Thaksin denies anti-monarchy plot

Thaksin denies anti-monarchy plot

Government MP pressing for dissolution of parties alleged to be supporting protesters

Former prime minister Thaksin Shinawatra appears on the programme My Clubhouse with Mr Tony Woodsome — the name he uses on the chat site — on June 16 this year. (Screen capture from the programme)
Former prime minister Thaksin Shinawatra appears on the programme My Clubhouse with Mr Tony Woodsome — the name he uses on the chat site — on June 16 this year. (Screen capture from the programme)

Former prime minister Thaksin Shinawatra has vehemently denied financially supporting anti-monarchy movements in Thailand, describing media reports to that effect as fake news and stressing he is loyal to the monarchy.

“Now someone is spreading rumours that the Pheu Thai and Move Forward parties will likely be dissolved and that I’ve been supporting anti-monarchy movements,” Thaksin wrote in a Facebook post on Friday.

“Rumour has it also that money is flowing into Thailand from overseas to support these movements, with an accusing finger pointing at me,” he said.

“That’s totally untrue. I haven’t transferred money to fund anyone from such movements. Why would I have to do that? Making a living while living [in exile] abroad is hard enough for me.”

The former premier insisted that aside from his absolute loyalty to the royal institution, he is grateful to the nation because he graduated from the Armed Forces Academies Preparatory School and Royal Police Cadet Academy and received scholarships from the Office of the Civil Service Commission to fund his graduate studies in the United States.

Thaksin’s reaction followed a move by Palang Pracharath Party member Ruangkrai Leekitwattana on Wednesday.

Mr Ruangkrai urged the Election Commission (EC) to gather evidence for submission along with a petition to the Constitutional Court to consider dissolving any political parties found to have supported three anti-government protest leaders that the charter court ruled were attempting to overthrow the constitutional monarchy.

Citing the charter court ruling No. 19/2564, Mr Ruangkrai said certain political parties were helping the three protesters in what the court found to be a violation of Section 49 of the constitution, which covers misconduct in relation to attempts to overthrow the constitutional monarchy.

The ruling, handed down on Nov 10, was published on Monday on the website of the Royal Gazette.

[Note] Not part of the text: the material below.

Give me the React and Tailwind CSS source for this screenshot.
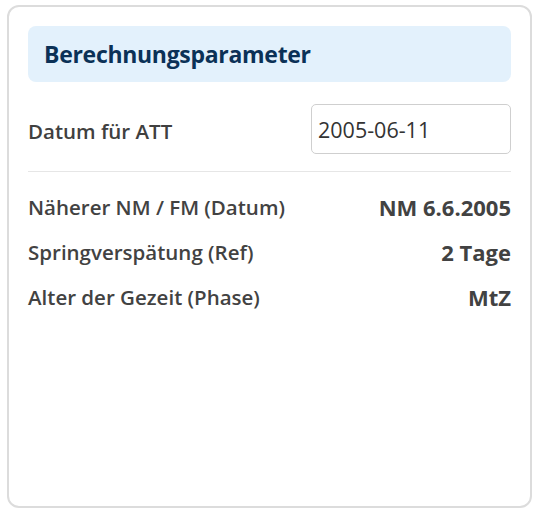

Mr Ruangkrai gave some examples of potentially incriminating evidence against the parties, notably that their MPs had guaranteed to provide bail money for the protest leaders when they were detained for allegedly breaking the law at several rallies.

Move Forward earlier shrugged off the possibility of EC action, with a spokesman saying party MPs who bailed out those who were arrested had performed their duties as MPs and acted within the scope of the constitution.

According to the charter court ruling, Panupong Jadnok, Panusaya Sithijirawattanakul and Parit Chiwarak had on at least six occasions from Aug 3 to Aug 30 last year violated Section 49 of the charter as accused.

They were among eight people accused of offending the monarchy in their rally speeches, which led to them being found guilty.